Now, we can start processing all that data. We only have to use a single recursive method divided in two parts, one to continue processing a valid combination and another to try a new one if we are not able to do it. It is the **ProcessNextNumber** method, which takes a parameter with the number of the layer to process.

private bool ProcessNextNumber(int n)
{
int[] indexes = new int[9];
int[] oldpositions = new int[9];
for (int num = 0; num < 9; num++)
{
oldpositions[num] = _positions[num];
}
int mcol = 0x1FF;
int msec = 0x1FF;
int ix = 0;
int v = 1 << n;
while (true)
{
int index = indexes[ix];
if ((_layers[ix, index, n].Position & msec & mcol & _positions[ix]) != 0)
{
_positions[ix] &= _layers[ix, index, n].ColMask;
_sudoku[ix, _layers[ix, index, n].Col].Value = v;
switch (ix)
{
case 2:
case 5:
mcol &= _layers[ix, index, n].ColMask;
msec = 0x1FF;
ix++;
break;
case 8:
if ((n == 8) || ProcessNextNumber(n + 1))
{
return true;
}
_positions[8] = oldpositions[8];
mcol |= _layers[8, indexes[8], n].Position;
msec = _layers[7, indexes[7], n].SecMask &
_layers[6, indexes[6], n].SecMask;
indexes[8]++;
break;
default:
mcol &= _layers[ix, index, n].ColMask;
msec &= _layers[ix, index, n].SecMask;
ix++;
break;
}
}
else
{
if ((_layers[ix, index, n].Position != 0) && (index < 8))
{
indexes[ix]++;
}
else
{
if (ix == 0)
{
return false;
}
indexes[ix] = 0;
ix--;
_positions[ix] = oldpositions[ix];
mcol |= _layers[ix, indexes[ix], n].Position;
switch (ix % 3)
{
case 0:
msec = 0x1FF;
break;
case 1:
msec = _layers[ix - 1, indexes[ix - 1], n].SecMask;
break;
default:
msec = _layers[ix - 1, indexes[ix - 1], n].SecMask &
_layers[ix - 2, indexes[ix - 2], n].SecMask;
break;
}
indexes[ix]++;
}
}
}
}

The first instructions are to define and initialize the variables.
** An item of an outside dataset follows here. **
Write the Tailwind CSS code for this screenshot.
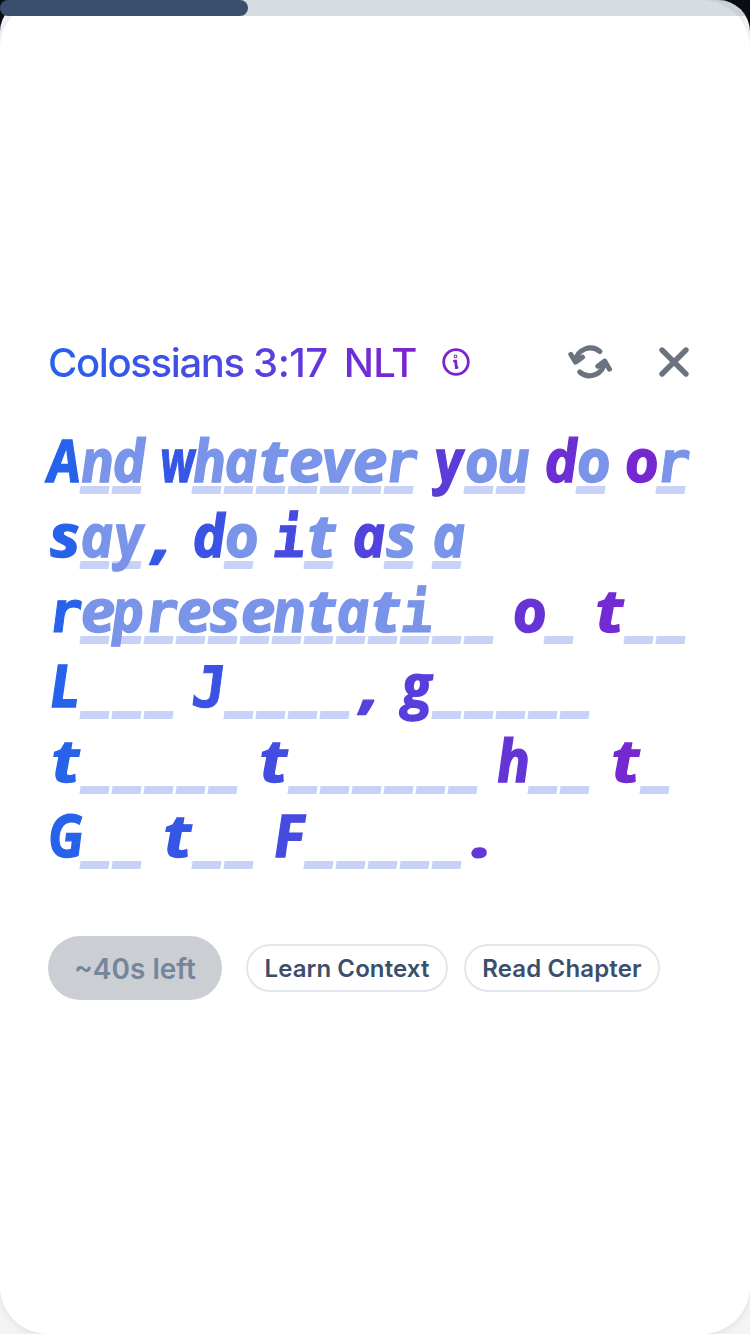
<!DOCTYPE html>
<html lang="en">
<head>
<meta charset="utf-8">
<title>Colossians 3:17</title>
<script src="https://cdn.jsdelivr.net/npm/@tailwindcss/browser@4"></script>
</head>
<body class="bg-[#080c14]">
<div class="h-[1334px] w-[750px] overflow-hidden rounded-t-[32px] bg-[#f3f4f6] font-['Inter','Liberation_Sans',sans-serif]">
  <main class="relative flex h-[1334px] flex-col rounded-[48px] bg-white shadow-[0_2px_8px_rgba(0,0,0,0.08)]">
    <div class="absolute top-0 left-0 h-4 w-full bg-[rgb(55,80,100)]/20"></div>
    <header class="mt-[332px] flex h-[60px] items-center pl-12">
      <h1 class="w-[368px] shrink-0 bg-[linear-gradient(to_right,#2563eb,#4f46e5_50%,#7e22ce)] bg-clip-text pt-[2px] text-[40px] leading-[60px] font-medium tracking-[-1.35px] whitespace-pre text-transparent">Colossians <span class="tracking-[-0.5px]">3:17</span><span class="ml-[16px] tracking-[-0.8px]">NLT</span></h1>
      <svg class="mb-[1px] ml-[24px] size-8 shrink-0" viewBox="440 345 32 32" fill="none" stroke="#7e22ce" stroke-width="2.8" stroke-linecap="round"><circle cx="456" cy="361" r="12.3"/><path d="M454.4 360.2h1.3l.6 6.3h.8"/><circle cx="455.5" cy="355.4" r=".5"/></svg>
      <svg class="ml-[94px] h-12 w-12 shrink-0" viewBox="566 338 48 48" fill="none" stroke="#6b7280" stroke-width="5" stroke-linecap="round" stroke-linejoin="round"><path d="M600 351.5A15 15 0 0 0 575.5 361M570.8 354.3l4.7 7.8 7-5M579.7 372A15 15 0 0 0 604.5 362M597.8 366.3l6.9-5.2 4.8 8.1"/></svg>
      <svg class="ml-[36px] h-12 w-12 shrink-0" viewBox="650 338 48 48" fill="none" stroke="#6b7280" stroke-width="5.4" stroke-linecap="round"><path d="m662 350 24 24M686 350l-24 24"/></svg>
    </header>
    <section id="verse" class="mt-[32px] ml-12 flex h-[450px] flex-col"></section>
    <footer class="mt-[62px] ml-12 flex h-16 items-center">
      <div class="flex h-16 w-[174px] items-center justify-center rounded-full bg-[#cbcfd4] pt-[1px] text-[28px] font-semibold text-[#75859a]">~40s left</div>
      <button class="ml-6 h-12 w-[202px] rounded-full border-2 border-[#e3e6eb] pt-[2px] text-[24px] font-semibold tracking-[0.1px] text-[#3a4f6c]">Learn Context</button>
      <button class="ml-4 h-12 w-[196px] rounded-full border-2 border-[#e3e6eb] pt-[2px] text-[24px] font-semibold tracking-[0.15px] text-[#3a4f6c]">Read Chapter</button>
    </footer>
  </main>
</div>
<div class="absolute top-0 left-0 h-4 w-[248px] rounded-full bg-[#3a4f6c]"></div>
<script>
// "|" precedes each revealed letter; "_" is a letter still to be typed.
const lines = ["|And |whatever |you |do |or", "|say|, |do |it |as a", "|representati__ |o_ |t__", "|L___ |J____|, |g_____", "|t_____ |t______ |h__ |t_", "|G__ |t__ |F_____|."];
// Horizontal fit of each glyph to the 32px cell.
const fit = {A:.9, w:.74, h:.95, n:.95, d:.96, a:.96, u:.95, y:.92, o:1, e:1.08, v:1, s:1.1, t:1.16, p:.94, g:.96, G:.88, L:.98, J:.98, F:1, r:.98, i:.96, ",":1.2, ".":1.35};
const shift = {A:-1, L:-1, F:0, ".":0, ",":0, t:0, y:-1, p:-1, g:-1, s:-.5};
const verse = document.getElementById("verse");
for (const line of lines) {
  const row = document.createElement("div");
  row.className = "flex h-[75px]";
  let x = 0, hint = false;
  for (const c of line) {
    if (c === "|") { hint = true; continue; }
    const cell = document.createElement("span");
    if (c === " ") {
      cell.className = "w-4 shrink-0"; x += 16;
    } else {
      cell.className = "relative flex w-8 shrink-0 justify-center";
      if (!hint) {
        const bar = document.createElement("span");
        bar.className = "absolute top-[62px] left-[-0.5px] h-[8px] w-[29px] -skew-x-8 bg-[#c8d2f6]";
        cell.append(bar);
      }
      if (c !== "_") {
        const g = document.createElement("span");
        const slab = "irJ".includes(c);
        g.className = slab ? "relative inline-block h-[75px] origin-[50%_58px] text-[57px] leading-[77px] font-bold italic font-['DejaVu_Sans_Mono',monospace] [-webkit-text-stroke:1px]" : "relative inline-block h-[75px] origin-[50%_58px] text-[59px] leading-[70px] font-bold italic font-['Open_Sans','Noto_Sans',sans-serif] [-webkit-text-stroke:1.3px]";
        g.textContent = c;
        const t = Math.min(1, (x + 12) / 640);
        g.style.color = hint ? `rgb(${37 + 89 * t},${99 - 65 * t},${235 - 29 * t})` : "#7994e9";
        g.style.transform = `translateX(${2.5 + (shift[c] || 0)}px) skewX(3.5deg) scaleX(${fit[c] || 1})`;
        cell.append(g);
      }
      x += 32;
    }
    row.append(cell);
    hint = false;
  }
  verse.append(row);
}
</script>
</body>
</html>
We will use **indexes** to store the current position in each row of the current combination of values. **oldpositions** is used to reset the position mask on each row to their initial values. **mcol** and **msec** are the masks for the column and sector, we start allowing all the positions to be used. **ix** is the index of the current row, and **v** is the number corresponding to the current layer.

To check for the validity of a position, we use the following condition:

if ((_layers[ix, index, n].Position & msec & mcol & _positions[ix]) != 0)
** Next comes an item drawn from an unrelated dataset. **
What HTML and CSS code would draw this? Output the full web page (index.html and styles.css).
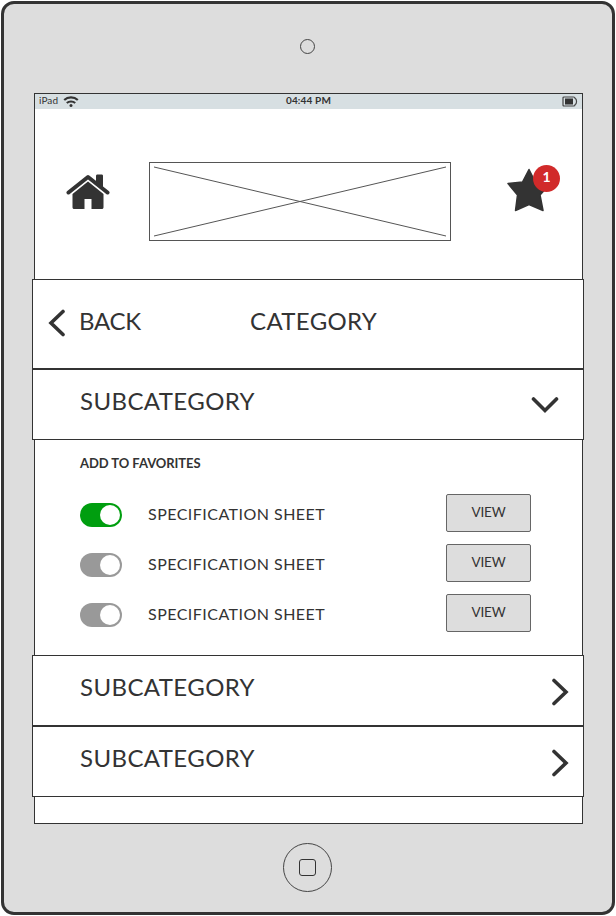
FILE: index.html
```html
<!DOCTYPE html>
<html lang="en">
<head>
    <meta charset="UTF-8">
    <meta name="viewport" content="width=device-width, initial-scale=1.0">
    <title>Category</title>
    <link rel="stylesheet" href="styles.css">
</head>
<body>
    <div class="tablet">
        <div class="camera"></div>
        <div class="screen">
            <!-- Status bar -->
            <div class="status-bar">
                <div class="status-left">
                    <span class="carrier">iPad</span>
                    <svg class="wifi" width="16" height="12" viewBox="0 0 16 12">
                        <path d="M1.200 4C5 .6 11 .6 14.800 4M3.800 7c2.300-2 6.100-2 8.400 0" fill="none" stroke="#333" stroke-width="2.200"/>
                        <circle cx="8" cy="9.500" r="1.500" fill="#333"/>
                    </svg>
                </div>
                <span class="time">04:44 PM</span>
                <svg class="battery" width="16" height="11" viewBox="0 0 16 11">
                    <path d="M2 1h9.500c1 0 1.500.5 1.600 1.400 1.900.7 1.900 5.500 0 6.200-.1.900-.6 1.400-1.600 1.400H2C1.300 10 1 9.700 1 9V2c0-.7.3-1 1-1z" fill="none" stroke="#444" stroke-width="1.200"/>
                    <rect x="3" y="2.500" width="8" height="6" fill="#333"/>
                </svg>
            </div>

            <header class="header">
                <svg class="home-icon" width="44" height="36" viewBox="0 0 44 36">
                    <path d="M2.500 18.500L22 3l19.500 15.500" fill="none" stroke="#333" stroke-width="4" stroke-linecap="round" stroke-linejoin="round"/>
                    <path d="M30 2c0-1 .5-1.500 1.500-1.500h4c1 0 1.500.5 1.500 1.500v12l-7-5.500z" fill="#333"/>
                    <path d="M22 7.500l15.500 12.500v13c0 1.500-.5 2-2 2H25.500V25h-7v10H8.500c-1.500 0-2-.5-2-2V20z" fill="#333"/>
                </svg>
                <svg class="logo" width="302" height="79" viewBox="0 0 302 79">
                    <rect x=".5" y=".5" width="301" height="78" fill="#fff" stroke="#555"/>
                    <path d="M5 5l292 69M297 5L5 74" stroke="#555"/>
                </svg>
                <div class="favorites">
                    <svg width="44" height="44" viewBox="0 0 44 44">
                        <path d="M22 1.500l6.500 13 14.500 1.500-10 11 3 15.500L22 36.500 8.500 42.500l2-15.500L1 15.500l14.500-1.500z" fill="#333" stroke="#333" stroke-width="1.500" stroke-linejoin="round"/>
                    </svg>
                    <span class="badge">1</span>
                </div>
            </header>

            <nav class="bar bar-nav">
                <svg class="icon-back" width="18" height="28" viewBox="0 0 18 28">
                    <path class="chevron" d="M15 2.500L3 14l12 11.500"/>
                </svg>
                <span class="back">BACK</span>
                <span class="category">CATEGORY</span>
            </nav>

            <div class="bar">
                <span class="subcategory">SUBCATEGORY</span>
                <svg class="icon-down" width="28" height="18" viewBox="0 0 28 18">
                    <path class="chevron" d="M2.500 3L14 14.500 25.500 3"/>
                </svg>
            </div>

            <div class="panel">
                <div class="panel-title">ADD TO FAVORITES</div>
                <div class="spec-row">
                    <span class="toggle toggle-on"></span>
                    <span class="spec-name">SPECIFICATION SHEET</span>
                    <button class="view-btn">VIEW</button>
                </div>
                <div class="spec-row">
                    <span class="toggle"></span>
                    <span class="spec-name">SPECIFICATION SHEET</span>
                    <button class="view-btn">VIEW</button>
                </div>
                <div class="spec-row">
                    <span class="toggle"></span>
                    <span class="spec-name">SPECIFICATION SHEET</span>
                    <button class="view-btn">VIEW</button>
                </div>
            </div>

            <div class="bar">
                <span class="subcategory">SUBCATEGORY</span>
                <svg class="icon-next" width="18" height="28" viewBox="0 0 18 28">
                    <path class="chevron" d="M3 2.500L15 14 3 25.500"/>
                </svg>
            </div>
            <div class="bar">
                <span class="subcategory">SUBCATEGORY</span>
                <svg class="icon-next" width="18" height="28" viewBox="0 0 18 28">
                    <path class="chevron" d="M3 2.500L15 14 3 25.500"/>
                </svg>
            </div>
        </div>
        <div class="home-button"><span></span></div>
    </div>
</body>
</html>
```
FILE: styles.css
```css
* {
    box-sizing: border-box;
}
body {
    margin: 0;
    padding: 1px;
    background: #fff;
    color: #333;
    font-family: Lato, sans-serif;
}
svg {
    display: block;
    flex: none;
}
.tablet {
    width: 614px;
    height: 914px;
    border: 3px solid #333;
    border-radius: 13px;
    background: #ddd;
    display: flex;
    flex-direction: column;
    align-items: center;
}
.camera {
    width: 15px;
    height: 15px;
    margin: 35px 1px 39px 0;
    border: 1px solid #444;
    border-radius: 50%;
}
.screen {
    width: 549px;
    height: 731px;
    margin-left: 1px;
    border: 1px solid #333;
    background: #fff;
}
.status-bar {
    height: 15px;
    padding: 0 4px;
    background: #d7dfe2;
    display: grid;
    grid-template-columns: 1fr auto 1fr;
    align-items: center;
}
.status-left {
    display: flex;
    align-items: center;
    gap: 5px;
}
.carrier,
.time {
    padding-bottom: 2px;
    font-size: 10px;
    line-height: 13px;
    letter-spacing: 0.1px;
}
.time {
    font-weight: bold;
    letter-spacing: 0.15px;
}
.battery {
    justify-self: end;
}
.header {
    height: 170px;
    padding: 53px 31px 0;
    display: flex;
    align-items: flex-start;
}
.home-icon {
    margin-top: 12px;
}
.logo {
    margin-left: 39px;
}
.favorites {
    position: relative;
    margin: 6px 0 0 56px;
}
.badge {
    position: absolute;
    left: 26px;
    top: -3px;
    width: 27px;
    height: 27px;
    border-radius: 50%;
    background: #d12a2a;
    color: #fff;
    font-size: 14px;
    font-weight: bold;
    line-height: 24px;
    text-align: center;
}

/* Bars stick out a little over the screen edges */
.bar {
    height: 71px;
    margin: 0 -2px 0 -3px;
    padding-left: 47px;
    border: 1px solid #333;
    background: #fff;
    display: flex;
    align-items: flex-start;
    font-size: 24px;
    line-height: 28px;
}
.bar-nav {
    height: 90px;
    padding-left: 15px;
}
.chevron {
    fill: none;
    stroke: #333;
    stroke-width: 3.6;
    stroke-linecap: round;
}
.icon-back {
    margin-top: 29px;
}
.back {
    width: 171px;
    margin: 27px 0 0 13px;
    letter-spacing: -0.3px;
}
.category {
    margin-top: 27px;
    letter-spacing: 0.35px;
}
.subcategory {
    margin-top: 17px;
    letter-spacing: 0.4px;
}
.icon-down {
    margin: 26px 24px 0 auto;
}
.icon-next {
    margin: 22px 14px 0 auto;
}
.panel {
    height: 215px;
    padding: 15px 51px 0 45px;
}
.panel-title {
    height: 39px;
    font-size: 13px;
    font-weight: bold;
    line-height: 16px;
    letter-spacing: -0.05px;
}
.spec-row {
    height: 38px;
    margin-bottom: 12px;
    display: flex;
    align-items: center;
}
.toggle {
    width: 42px;
    height: 24px;
    margin-top: 4px;
    padding: 2px;
    border-radius: 12px;
    background: #999;
    display: flex;
    justify-content: flex-end;
}
.toggle::after {
    content: "";
    width: 20px;
    height: 20px;
    border-radius: 50%;
    background: #fff;
}
.toggle-on {
    background: #009e0f;
}
.spec-name {
    margin: 2px 0 0 26px;
    font-size: 16px;
    line-height: 20px;
    letter-spacing: 0.47px;
}
.view-btn {
    width: 85px;
    height: 38px;
    margin-left: auto;
    padding: 0 0 3px;
    border: 1px solid #666;
    border-radius: 2px;
    background: #ddd;
    color: #333;
    font-family: inherit;
    font-size: 13.5px;
    letter-spacing: -0.2px;
}
.home-button {
    width: 49px;
    height: 49px;
    margin: 19px 1px 0 0;
    border: 1px solid #444;
    border-radius: 50%;
    display: flex;
    align-items: center;
    justify-content: center;
}
.home-button span {
    width: 17px;
    height: 17px;
    border: 1px solid #333;
    border-radius: 3px;
}
```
For a valid position, we set to 0 the corresponding bit and we store the value in the **_sudoku** board:

_positions[ix] &= _layers[ix, index, n].ColMask;
_sudoku[ix, _layers[ix, index, n].Col].Value = v;

Depending on the row we are, the process is different. In the second and fifth row, we are about to change to a new row of sectors, so that the **msec** mask must be initialized to allow all the positions. The **mcol** mask accumulates the used columns so that they cannot be used again. Finally the index of the row is incremented to process the next one. We don't need to check anything about the row, as we are placing only one value on each one.

mcol &= _layers[ix, index, n].ColMask;
msec = 0x1FF;
ix++;

In the rest of rows from the first to the eighth, the **msec** mask accumulates the sector mask of the current row:

mcol &= _layers[ix, index, n].ColMask;
msec &= _layers[ix, index, n].SecMask;
ix++;

When we reach the ninth row, we have a complete combination of values. If we are in the last layer, the process ends, if not, we pass the control to the next layer. If that not succeeds, we have to reset the values of the masks and the positions and try with the next available position in the ninth row.

_positions[8] = oldpositions[8];
mcol |= _layers[8, indexes[8], n].Position;
msec = _layers[7, indexes[7], n].SecMask &
_layers[6, indexes[6], n].SecMask;
indexes[8]++;

On the other hand, if the current position is not valid, we try with the next one, if there is still one available:

if ((_layers[ix, index, n].Position != 0) && (index < 8))
{
indexes[ix]++;
}

If that is not possible, we first check if we are in the first row. That means that there is not a valid combination, and we return the control to the previous layer, indicating it. If we can continue, we reset the index of the current row to 0 to try again all possible positions and we move to the previous row.

if (ix == 0)
{
return false;
}
indexes[ix] = 0;
ix--;

In this row, we have to reset the column and sector mask and the last position used. Finally, we increment the position index to try again.

_positions[ix] = oldpositions[ix];
mcol |= _layers[ix, indexes[ix], n].Position;
switch (ix % 3)
{
case 0:
msec = 0x1FF;
break;
case 1:
msec = _layers[ix - 1, indexes[ix - 1], n].SecMask;
break;
default:
msec = _layers[ix - 1, indexes[ix - 1], n].SecMask &
_layers[ix - 2, indexes[ix - 2], n].SecMask;
break;
}
indexes[ix]++;

The time this algorithm takes to complete is not dependant on the difficulty of the Sudoku (the difficulty for humans, of course), but on the places of the numbers in the final board. So you can find that an easy Sudoku is completed in more time that an extremely difficult one.

And that's all, thanks for reading!!!